I was one of the ones who pointed out Pangram (I got the Platner one correct before checking with Pangram after submitting, and submitted a second version where I mentioned Pangram). One dynamic I wonder about is how people’s individual styles might change as a result of ubiquitous AI writing. My guess: many will converge, while some will intentionally diverge.

That is, most will not think about it, and unconsciously begin to incorporate various quirks and stylistic choices into their own writing in the same way we often model our friends’ quirks. This may already be starting to happen at a conceptual level, as has been pointed out: People around the globe may be beginning to think more similarly to Americans because of chatbots, which are overwhelmingly trained on American data.

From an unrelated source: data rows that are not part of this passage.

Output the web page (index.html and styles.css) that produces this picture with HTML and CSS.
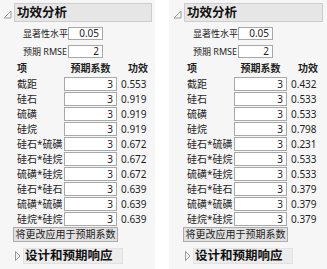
FILE: index.html
```html
<!DOCTYPE html>
<html lang="zh">
<head>
<meta charset="utf-8">
<link rel="stylesheet" href="styles.css">
</head>
<body>
<div class="wrap">
  <div class="panel">
    <div class="head">
      <svg class="tri" width="9" height="9" viewBox="0 0 9 9"><polygon points="1,8 8,8 8,1" fill="none" stroke="#9a9a9a" stroke-width="1"/></svg>
      <div class="title">功效分析</div>
    </div>
    <div class="param"><span class="plabel">显著性水平</span><span class="pbox">0.05</span></div>
    <div class="param"><span class="plabel">预期 RMSE</span><span class="pbox">2</span></div>
    <div class="thead"><span class="c1">项</span><span class="c2">预期系数</span><span class="c3">功效</span></div>
    <div class="row"><span class="c1">截距</span><span class="cbox">3</span><span class="c3">0.553</span></div>
    <div class="row"><span class="c1">硅石</span><span class="cbox">3</span><span class="c3">0.919</span></div>
    <div class="row"><span class="c1">硫磺</span><span class="cbox">3</span><span class="c3">0.919</span></div>
    <div class="row"><span class="c1">硅烷</span><span class="cbox">3</span><span class="c3">0.919</span></div>
    <div class="row"><span class="c1">硅石*硫磺</span><span class="cbox">3</span><span class="c3">0.672</span></div>
    <div class="row"><span class="c1">硅石*硅烷</span><span class="cbox">3</span><span class="c3">0.672</span></div>
    <div class="row"><span class="c1">硫磺*硅烷</span><span class="cbox">3</span><span class="c3">0.672</span></div>
    <div class="row"><span class="c1">硅石*硅石</span><span class="cbox">3</span><span class="c3">0.639</span></div>
    <div class="row"><span class="c1">硫磺*硫磺</span><span class="cbox">3</span><span class="c3">0.639</span></div>
    <div class="row"><span class="c1">硅烷*硅烷</span><span class="cbox">3</span><span class="c3">0.639</span></div>
    <div class="btnrow"><button class="btn">将更改应用于预期系数</button></div>
    <div class="sub">
      <svg class="tri2" width="6" height="10" viewBox="0 0 6 10"><polygon points="0.5,0.5 5,5 0.5,9.5" fill="none" stroke="#9a9a9a" stroke-width="1"/></svg>
      <div class="subtitle">设计和预期响应</div>
    </div>
  </div>
  <div class="panel panel-r">
    <div class="head">
      <svg class="tri" width="9" height="9" viewBox="0 0 9 9"><polygon points="1,8 8,8 8,1" fill="none" stroke="#9a9a9a" stroke-width="1"/></svg>
      <div class="title">功效分析</div>
    </div>
    <div class="param"><span class="plabel">显著性水平</span><span class="pbox">0.05</span></div>
    <div class="param"><span class="plabel">预期 RMSE</span><span class="pbox">2</span></div>
    <div class="thead"><span class="c1">项</span><span class="c2">预期系数</span><span class="c3">功效</span></div>
    <div class="row"><span class="c1">截距</span><span class="cbox">3</span><span class="c3">0.432</span></div>
    <div class="row"><span class="c1">硅石</span><span class="cbox">3</span><span class="c3">0.533</span></div>
    <div class="row"><span class="c1">硫磺</span><span class="cbox">3</span><span class="c3">0.533</span></div>
    <div class="row"><span class="c1">硅烷</span><span class="cbox">3</span><span class="c3">0.798</span></div>
    <div class="row"><span class="c1">硅石*硫磺</span><span class="cbox">3</span><span class="c3">0.231</span></div>
    <div class="row"><span class="c1">硅石*硅烷</span><span class="cbox">3</span><span class="c3">0.533</span></div>
    <div class="row"><span class="c1">硫磺*硅烷</span><span class="cbox">3</span><span class="c3">0.533</span></div>
    <div class="row"><span class="c1">硅石*硅石</span><span class="cbox">3</span><span class="c3">0.379</span></div>
    <div class="row"><span class="c1">硫磺*硫磺</span><span class="cbox">3</span><span class="c3">0.379</span></div>
    <div class="row"><span class="c1">硅烷*硅烷</span><span class="cbox">3</span><span class="c3">0.379</span></div>
    <div class="btnrow"><button class="btn">将更改应用于预期系数</button></div>
    <div class="sub">
      <svg class="tri2" width="6" height="10" viewBox="0 0 6 10"><polygon points="0.5,0.5 5,5 0.5,9.5" fill="none" stroke="#9a9a9a" stroke-width="1"/></svg>
      <div class="subtitle">设计和预期响应</div>
    </div>
  </div>
</div>
</body>
</html>
```
FILE: styles.css
```css
html, body {
  margin: 0;
  padding: 0;
  background: #ffffff;
}
body {
  font-family: "Noto Sans", "Noto Sans CJK SC", sans-serif;
  font-size: 10px;
  color: #1e1e1e;
}
.wrap {
  display: flex;
  height: 269px;
}
.panel {
  width: 155px;
  background: #f6f6f6;
  padding: 3px 3px 0 3px;
  box-sizing: border-box;
  display: flex;
  flex-direction: column;
}
.panel-r {
  margin-left: 14px;
  width: 158px;
  padding-left: 4px;
  padding-right: 4px;
}
.head {
  display: flex;
  align-items: center;
  height: 19px;
}
.tri {
  width: 9px;
  height: 9px;
  margin-right: 2px;
  margin-top: 4px;
}
.title {
  flex: 1;
  height: 19px;
  box-sizing: border-box;
  border: 1px solid #cdcdcd;
  background: #e6e6e6;
  font-weight: bold;
  font-size: 12.5px;
  line-height: 17px;
  padding-left: 2px;
  color: #111;
}
.param {
  display: flex;
  align-items: center;
  margin-top: 5px;
  padding-left: 20px;
  height: 13px;
}
.plabel {
  width: 45px;
  white-space: nowrap;
  font-size: 9px;
}
.pbox {
  width: 35px;
  height: 13px;
  box-sizing: border-box;
  border: 1px solid #a8a8a8;
  background: #fff;
  text-align: right;
  padding-right: 3px;
  line-height: 11px;
}
.thead {
  display: flex;
  align-items: center;
  height: 18px;
  padding-left: 14px;
  font-weight: bold;
}
.thead .c1 {
  width: 47px;
}
.thead .c2 {
  width: 53px;
  text-align: center;
}
.thead .c3 {
  width: 31px;
  text-align: right;
}
.row {
  display: flex;
  align-items: center;
  height: 15px;
  padding-left: 14px;
}
.row .c1 {
  width: 47px;
  white-space: nowrap;
}
.cbox {
  width: 53px;
  height: 14px;
  box-sizing: border-box;
  border: 1px solid #a8a8a8;
  background: #fff;
  text-align: right;
  padding-right: 3px;
  line-height: 12px;
}
.row .c3 {
  padding-left: 4px;
}
.btnrow {
  display: flex;
  margin-top: 1px;
  padding-left: 10px;
}
.btn {
  height: 15px;
  width: 105px;
  padding: 0;
  border: 1px solid #adadad;
  background: #e1e1e1;
  font-family: "Noto Sans", "Noto Sans CJK SC", sans-serif;
  font-size: 10px;
  color: #1e1e1e;
  line-height: 13px;
  white-space: nowrap;
}
.sub {
  display: flex;
  align-items: center;
  margin-top: 6px;
  padding-left: 12px;
  height: 16px;
}
.tri2 {
  margin-right: 2px;
}
.subtitle {
  width: 100px;
  height: 16px;
  box-sizing: border-box;
  background: #ececec;
  border: 1px solid #e2e2e2;
  font-weight: bold;
  font-size: 12.5px;
  line-height: 14px;
  padding-left: 1px;
  color: #111;
}
```
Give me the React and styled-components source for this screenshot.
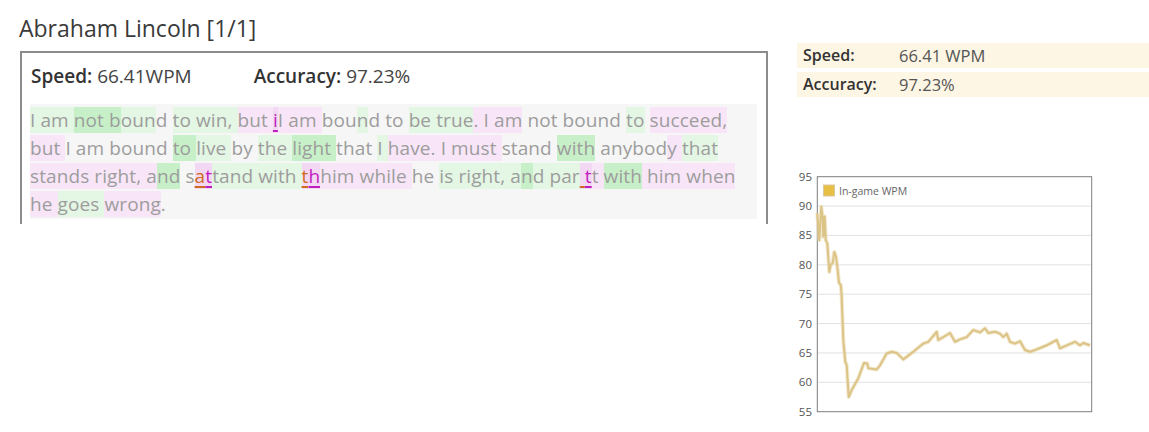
import React from 'react'
import styled, { createGlobalStyle } from 'styled-components'

const Global = createGlobalStyle`
  body {
    margin: 0;
    background: #ffffff;
    font-family: "Open Sans", "Noto Sans", sans-serif;
  }
`

const Page = styled.div`
  width: 1149px;
  height: 432px;
  display: flex;
  align-items: flex-start;
  overflow: hidden;
`

const Left = styled.div`
  width: 749px;
  padding: 13px 0 0 19px;
  margin-right: 29px;
`

const Title = styled.h1`
  margin: 0 0 8px 0;
  font-size: 23px;
  line-height: 30px;
  font-weight: 400;
  color: #3a3a3a;
`

const Box = styled.div`
  margin-left: 1px;
  height: 173px;
  border: 2px solid #8c8c8c;
  border-bottom: none;
  padding: 11px 8px 0 8px;
  box-sizing: border-box;
`

const StatsLine = styled.div`
  display: flex;
  gap: 62px;
  font-size: 19px;
  line-height: 24px;
  color: #444;
  padding-left: 1px;
`

const Stat = styled.span`
  b {
    font-weight: 600;
    color: #333;
  }
`

const Passage = styled.div`
  margin-top: 16px;
  width: 727px;
  background: #f6f6f6;
  padding: 2px 0 1px 0;
  font-size: 19px;
  letter-spacing: 0.1px;
  color: #9d9d9d;
`

const Line = styled.div`
  height: 28px;
  line-height: 28px;
  white-space: pre;
`

const bg = {
  G: '#c8f0c8',
  g: '#e4f6e4',
  p: '#f8e6f8',
  n: 'transparent',
  e: '#f3d8f3',
  o: '#f3d8f3',
}

const Seg = styled.span`
  display: inline-block;
  height: 26px;
  line-height: 27px;
  vertical-align: top;
  margin-top: 1px;
  background: ${p => bg[p.$t]};
  ${p => p.$t === 'e' && `color: #c01fc0; text-decoration: underline; text-decoration-thickness: 2px; text-underline-offset: 3px;`}
  ${p => p.$t === 'o' && `color: #d06c22; text-decoration: underline; text-decoration-thickness: 2px; text-underline-offset: 3px;`}
`

const lines = [
  [['I am ', 'g'], ['not b', 'G'], ['oun', 'g'], ['d ', 'n'], ['to win, ', 'g'], ['but ', 'p'], ['i', 'e'], ['I am ', 'p'], ['bou', 'n'], ['n', 'g'], ['d to ', 'n'], ['be true', 'g'], ['. I am', 'p'], [' not bound ', 'n'], ['to', 'g'], [' ', 'n'], ['succeed,', 'p']],
  [['but ', 'p'], ['I am bound ', 'n'], ['to ', 'G'], ['live ', 'g'], ['by ', 'n'], ['the ', 'g'], ['light ', 'G'], ['that ', 'n'], ['I ', 'g'], ['have. ', 'p'], ['I must ', 'p'], ['stand ', 'n'], ['with', 'G'], [' anybod', 'n'], ['y ', 'p'], ['that', 'g']],
  [['stands ', 'p'], ['right, ', 'p'], ['a', 'p'], ['nd', 'G'], [' s', 'n'], ['a', 'o'], ['t', 'e'], ['tand ', 'g'], ['with ', 'g'], ['t', 'o'], ['h', 'e'], ['him while ', 'p'], ['he ', 'n'], ['is ', 'g'], ['right, ', 'g'], ['a', 'g'], ['n', 'G'], ['d ', 'g'], ['par', 'g'], [' ', 'o'], ['t', 'e'], ['t ', 'p'], ['with', 'G'], [' him when', 'p']],
  [['he ', 'p'], ['goes ', 'g'], ['wrong', 'p'], ['.', 'n']],
]

const Right = styled.div`
  flex: 1;
  padding-top: 43px;
`

const Row = styled.div`
  display: grid;
  grid-template-columns: 96px 1fr;
  height: 25px;
  line-height: 25px;
  margin-bottom: 4px;
  padding-left: 6px;
  background: #fdf6e4;
  font-size: 16px;
  color: #555;
`

const Label = styled.span`
  font-weight: 600;
  color: #333;
`

const Value = styled.span`
  font-size: 16.5px;
`

const Chart = styled.svg`
  display: block;
  margin-top: 68px;
  overflow: visible;
`

// raw points read off the chart: [x px, wpm]
const pts = [
  [817.3, 88.8], [819.3, 84.2], [821.3, 89.9], [822.7, 87.9], [823.3, 84.8], [824.7, 88.2], [825.7, 84.2],
  [827.3, 83.7], [829.3, 78.8], [830.7, 80], [832.7, 80.3], [834.3, 82.2], [836, 81.4], [837.3, 79.7],
  [839, 76.9], [840.7, 76.6], [841.5, 75.2], [843.3, 67.2], [845.3, 63.5], [846.7, 62.9], [848.7, 57.5],
  [851.7, 58.7], [858.3, 60.7], [864, 63.3], [867.3, 63.2], [868.3, 62.4], [876.7, 62.2], [880, 62.9],
  [886.7, 64.9], [891.7, 65.2], [896.7, 65], [903.3, 63.9], [913.3, 65.2], [923.3, 66.6], [928.3, 66.9],
  [936.7, 68.6], [938.3, 67.2], [943.3, 67.7], [950, 68.4], [955, 66.9], [960, 67.3], [966.7, 67.7],
  [973.3, 68.9], [980, 68.5], [985, 69.2], [988.3, 68.4], [995, 68.6], [1000, 68.3], [1003.3, 67.7],
  [1006.7, 68.3], [1010, 66.9], [1015, 66.6], [1020, 67], [1025, 65.5], [1030, 65.2], [1036.7, 65.6],
  [1046.7, 66.3], [1056.7, 67.2], [1060, 65.8], [1066.7, 66.3], [1075, 66.9], [1080, 66.3], [1083.3, 66.7],
  [1090, 66.3],
]

const OX = 797
const OY = 165
const top = 176.7 - OY
const bottom = 411.7 - OY
const step = (bottom - top) / 40
const yOf = v => bottom - (v - 55) * step

const WpmChart = () => {
  const ticks = [95, 90, 85, 80, 75, 70, 65, 60, 55]
  const line = pts.map(([x, v]) => `${(x - OX).toFixed(1)},${yOf(v).toFixed(1)}`).join(' ')
  return (
    <Chart width="300" height="260" viewBox="0 0 300 260">
      {ticks.map(t => (
        <g key={t}>
          {t !== 95 && t !== 55 && (
            <line x1="20.3" x2="294.7" y1={yOf(t)} y2={yOf(t)} stroke="#e2e2e2" strokeWidth="1" />
          )}
          <text x="15" y={yOf(t) + 4} textAnchor="end" fontSize="11.5" fill="#555" fontFamily="Open Sans, sans-serif">{t}</text>
        </g>
      ))}
      <rect x="20.3" y={top} width="274.4" height={bottom - top} fill="none" stroke="#7d7d7d" strokeWidth="1" />
      <polyline points={line} fill="none" stroke="#ead9ad" strokeWidth="4" strokeLinejoin="round" opacity="0.6" />
      <polyline points={line} fill="none" stroke="#dcc386" strokeWidth="2" strokeLinejoin="round" />
      <rect x="26.5" y="20" width="11" height="11" fill="#e8bf45" stroke="#d9c9a0" strokeWidth="1" />
      <text x="42" y="29.5" fontSize="10.5" fill="#666" fontFamily="Open Sans, sans-serif">In-game WPM</text>
    </Chart>
  )
}

const App = () => {
  return (
    <Page>
      <Global />
      <Left>
        <Title>Abraham Lincoln [1/1]</Title>
        <Box>
          <StatsLine>
            <Stat><b>Speed:</b> 66.41WPM</Stat>
            <Stat><b>Accuracy:</b> 97.23%</Stat>
          </StatsLine>
          <Passage>
            {lines.map((segs, i) => (
              <Line key={i}>
                {segs.map(([txt, t], j) => (
                  <Seg key={j} $t={t}>{txt}</Seg>
                ))}
              </Line>
            ))}
          </Passage>
        </Box>
      </Left>
      <Right>
        <Row><Label>Speed:</Label><Value>66.41 WPM</Value></Row>
        <Row><Label>Accuracy:</Label><Value>97.23%</Value></Row>
        <WpmChart />
      </Right>
    </Page>
  )
}

export default App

Otoh, some will intentionally adopt a very different style to stand apart, like with Picasso and the cubists in response to photographs. Obviously, this is complicated by LLM’s ability to adopt any specified style, but that simply opens up the door to increasingly creative solutions.

In any case, it’ll be an interesting dynamic to follow.

David Spies's avatar

Ooh! Ooh! Do I get to say "I told you so"?

In this comment I said "By this time next year" and that was only seven months ago:

https://substack.com/@dspyz/note/c-165629769?r=r8oz

stealthbomber10's avatar

> In order to get attention in the future, you’ll need proper credentials or a proven track record for people to listen to you. This serves to exclude some aspiring writers, but they’ll have plenty of other tools to make their voice heard

Other tools like what?

Daniel Greco's avatar

Good point. Maybe I should put it like this. I wouldn't be surprised if you could fine tune a context so that even the stuff you pointed to here--the stuff about unions, or sexual assault, or "unhinged"--wouldn't be as telling. But that would involve more back and forth. Eg, imagine you uploaded this post to a new instance of Claude, emphasizing the tells you mentioned here, and then asked it for a new essay with new prompt. You don't think it might do even better than an instance with less context?

Richard Hanania's avatar

I do! I think I say that in the article: "There was only an 8-point difference between the human version and Claude version. Note that I didn’t ask for Claude to give me five different versions and pick the best one, or edit the resulting piece to remove tells. I simply gave the instructions, and went with the first thing that popped out." That's why it's over for our ability to distinguish human and AI work.